Number of Players: 1

David Crane?

Graphics: Meh. The main character (a caucasian male) has sprites that curve off rather than come to a straight edge (think Pitfall if you can). The other main character, a snowman (which the game, as far as I can tell, is calling a blob) is rather plain (made up of two white spheres with two eyes and a frown), but there's nothing ugly about it. The backgrounds look life-like in shape, but due to the NES' poor color, they come out horrible (just a bunch of colors strewn about unless you know what they're supposed to be). Other settings, which you will rarely find in the game, are done well and serve their purpose.

Play control: Move with the control pad (left, right, down to go down stairs or ladders, up to go up ladders).
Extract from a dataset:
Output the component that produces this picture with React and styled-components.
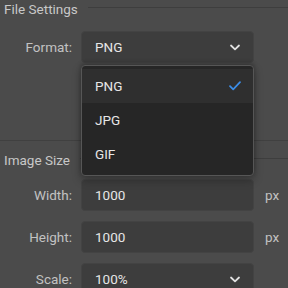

This game has an engine in which the more time you spend walking, the faster you go, and if you go too fast, you'll skid like you were in socks on a tile floor. Throw jelly beans with the A button to feed the blob, and he will turn into something depending on the jelly bean. Sometimes you won't throw the jelly bean into its mouth, so you have to know how far away to stand in order to get it in right. Press B to whistle and turn blob back into a blob.
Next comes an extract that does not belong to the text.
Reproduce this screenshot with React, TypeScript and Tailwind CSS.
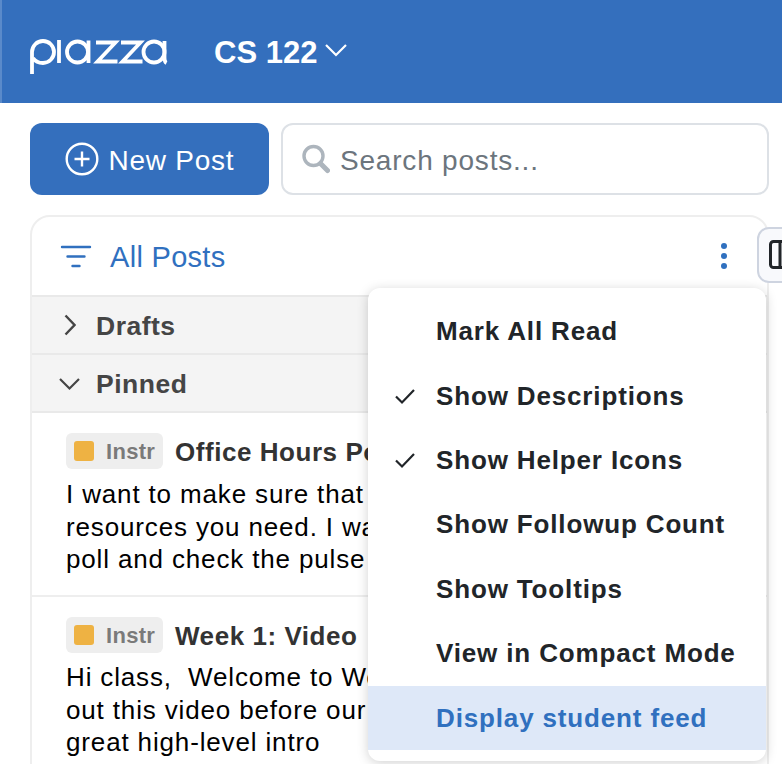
const F = '[font-family:"Liberation_Sans",Arial,sans-serif]';

function Logo() {
  return (
    <svg width="140" height="40" viewBox="28 36 140 40" fill="none" stroke="white" strokeWidth="3.800" className="mt-[11px] shrink-0">
      <path d="M32 73V51a11 11 0 1 1 11 11c-4 0-8-2-10-5" />
      <path d="M59 39v23" />
      <circle cx="77.500" cy="51" r="10.500" />
      <path d="M88.500 39.500V62" />
      <path d="M96 41.500h19.500l-18 19h20" />
      <path d="M121 41.500h19.500l-18 19h20" />
      <circle cx="154" cy="51" r="10.500" />
      <path d="M164.500 40V57q0 4 2 5" />
    </svg>
  );
}

function Check() {
  return (
    <svg width="22" height="18" viewBox="0 0 22 18" fill="none" stroke="#212529" strokeWidth="2.200" className="absolute left-[26px] top-[50%] -translate-y-1/2">
      <path d="M2 9.500l6 6L20 3" />
    </svg>
  );
}

function MenuItem({ label, checked, active }: { label: string; checked?: boolean; active?: boolean }) {
  return (
    <div className={`relative flex h-[64.400px] items-center pl-[68px] text-[26px] font-bold tracking-[0.85px] ${active ? "bg-[#dee8f8] text-[#3070bf]" : "text-[#212529]"}`}>
      {checked && <Check />}
      {label}
    </div>
  );
}

function Post({ title, lines, border }: { title: string; lines: string[]; border?: boolean }) {
  return (
    <div className={border ? "border-b-2 border-[#eeeeee] pb-[19.500px] pl-[34px] pr-4 pt-5" : "pl-[34px] pr-4 pt-5"}>
      <div className="flex h-9 w-[302px] items-center gap-3 overflow-hidden">
        <div className="flex h-9 w-[97px] shrink-0 items-center gap-3 rounded-md bg-[#eeeeee] pl-2 text-[22px] font-bold tracking-[0.3px] text-[#7a7a7a]">
          <span className="h-5 w-5 shrink-0 rounded-[3px] bg-[#eeb243]" />
          Instr
        </div>
        <span className="whitespace-nowrap pt-[2px] text-[26px] font-bold tracking-[0.55px] text-[#333333]">{title}</span>
      </div>
      <div className={`w-[302px] overflow-hidden text-[26px] leading-[32.500px] tracking-[0.85px] text-black ${border ? "mt-[9px]" : "mt-2"}`}>
        {lines.map((l) => (
          <div key={l} className="whitespace-pre">{l}</div>
        ))}
      </div>
    </div>
  );
}

export default function App() {
  return (
    <div className={`relative h-[764px] w-[782px] overflow-hidden bg-white ${F}`}>
      <header className="flex h-[103px] items-center border-l-2 border-[#5a8aca] bg-[#346fbd] pl-[26px] text-white">
        <Logo />
        <div className="ml-[46px] flex items-center gap-[7px] pt-[3px] text-[31px] font-bold">
          CS 122
          <svg width="24" height="14" viewBox="0 0 24 14" fill="none" stroke="white" strokeWidth="2.200" className="mb-[6px]">
            <path d="M2 2l10 10L22 2" />
          </svg>
        </div>
      </header>

      <div className="flex gap-3 pl-[30px] pr-[13px] pt-5">
        <button className="flex h-[72px] w-[239px] items-center justify-center gap-[10px] rounded-xl bg-[#346fbd] text-[28px] tracking-[0.75px] text-white">
          <svg width="34" height="34" viewBox="0 0 34 34" fill="none" stroke="white" strokeWidth="2.400">
            <circle cx="17" cy="17" r="15.300" />
            <path d="M17 9.500v15M9.500 17h15" />
          </svg>
          <span className="pt-[4px]">New Post</span>
        </button>
        <div className="flex h-[72px] flex-1 items-center gap-[10px] rounded-xl border-2 border-[#dde1e6] pl-[19px] text-[28px] tracking-[0.8px] text-[#6c757d]">
          <svg width="28" height="30" viewBox="0 0 28 30" fill="none" stroke="#adb5bd">
            <circle cx="11.500" cy="12" r="9.500" strokeWidth="3.400" />
            <path d="M18.500 19.500l7 7" strokeWidth="5" strokeLinecap="round" />
          </svg>
          <span className="pt-[4px]">Search posts...</span>
        </div>
      </div>

      <div className="ml-[30px] mr-[13px] mt-5 h-[600px] rounded-t-[20px] border-2 border-[#eeeeee]">
        <div className="flex h-[78px] items-center pl-[28px] pt-[4px] text-[29px] tracking-[0.3px] text-[#3070bf]">
          <svg width="32" height="24" viewBox="0 0 32 24" fill="none" stroke="#3070bf" strokeWidth="2.400" strokeLinecap="round" className="mb-[3px] mr-[18px]">
            <path d="M2 2h28M7.500 11.500h17M12.500 21h7" />
          </svg>
          All Posts
        </div>
        <div className="flex h-[60px] items-center gap-[20px] border-y-2 border-[#e9e9e9] bg-[#f4f4f4] pl-[32px] pt-[4px] text-[26.500px] font-bold tracking-[0.5px] text-[#454545]">
          <svg width="12" height="22" viewBox="0 0 12 22" fill="none" stroke="#454545" strokeWidth="2.400" className="mb-[4px]">
            <path d="M1.500 1.500l9 9.500-9 9.500" />
          </svg>
          Drafts
        </div>
        <div className="flex h-[58px] items-center gap-[16px] border-b-2 border-[#e9e9e9] bg-[#f4f4f4] pl-[27px] pt-[4px] text-[26.500px] font-bold tracking-[0.5px] text-[#454545]">
          <svg width="21" height="14" viewBox="0 0 21 14" fill="none" stroke="#454545" strokeWidth="2.200" className="mb-[3px]">
            <path d="M1 2l9.500 9.500L20 2" />
          </svg>
          Pinned
        </div>
        <Post
          border
          title="Office Hours Po"
          lines={["I want to make sure that", "resources you need. I wa", "poll and check the pulse"]}
        />
        <Post
          title="Week 1: Video"
          lines={["Hi class,  Welcome to We", "out this video before our", "great high-level intro"]}
        />
      </div>

      <div className="absolute left-[721px] top-[243px] flex flex-col gap-1">
        <span className="h-[6px] w-[6px] rounded-full bg-[#3070bf]" />
        <span className="h-[6px] w-[6px] rounded-full bg-[#3070bf]" />
        <span className="h-[6px] w-[6px] rounded-full bg-[#3070bf]" />
      </div>

      <div className="absolute left-[757px] top-[227px] flex h-[56px] w-[40px] items-center rounded-xl border-2 border-[#ced4e0] bg-[#f8f9fc] pl-[10px]">
        <svg width="22" height="30" viewBox="0 0 22 30" fill="none" stroke="#212529" strokeWidth="3">
          <rect x="1.500" y="1.500" width="30" height="26" rx="3" />
          <path d="M11 1.500v26" />
        </svg>
      </div>

      <div className="absolute left-[368px] top-[288px] h-[473px] w-[398px] overflow-hidden rounded-xl bg-white pt-[11.500px] shadow-[0_2px_12px_rgba(0,0,0,0.18)]">
        <MenuItem label="Mark All Read" />
        <MenuItem label="Show Descriptions" checked />
        <MenuItem label="Show Helper Icons" checked />
        <MenuItem label="Show Followup Count" />
        <MenuItem label="Show Tooltips" />
        <MenuItem label="View in Compact Mode" />
        <MenuItem label="Display student feed" active />
      </div>
    </div>
  );
}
Sound: The sound effects are nice and colorful. However, the same theme plays all the time, so the sound will get old after two minutes.

Challenge: Figure out just how you're supposed to use the blob's different forms. Better yet; memorize what jelly bean does what to the blob.

Gameplay: Yuck. The game offers too many different forms for the blob to take on for you to find out just how to meet a problem. Well, I mean, you only have five lives, and the blob has many more forms than that--trying out the forms that seem that they will work will waste your five lives, at which point you start all over again. The Blob takes on forms like an umbrella, blow torch, rocket (move from Earth to Blobolonia or from Blobolonia to Earth), a hole, a ladder, a trampoline, and others.

Bottom line: A point-and-click game (think Shadowman or Princess Tomato in the Salad Kindgom)... gone wrong. David Crane's A Boy and His Blob: Trouble on Blobolonia (that's the full name of this game) mixes platform and point-and-click elements into a boring yet savage monster.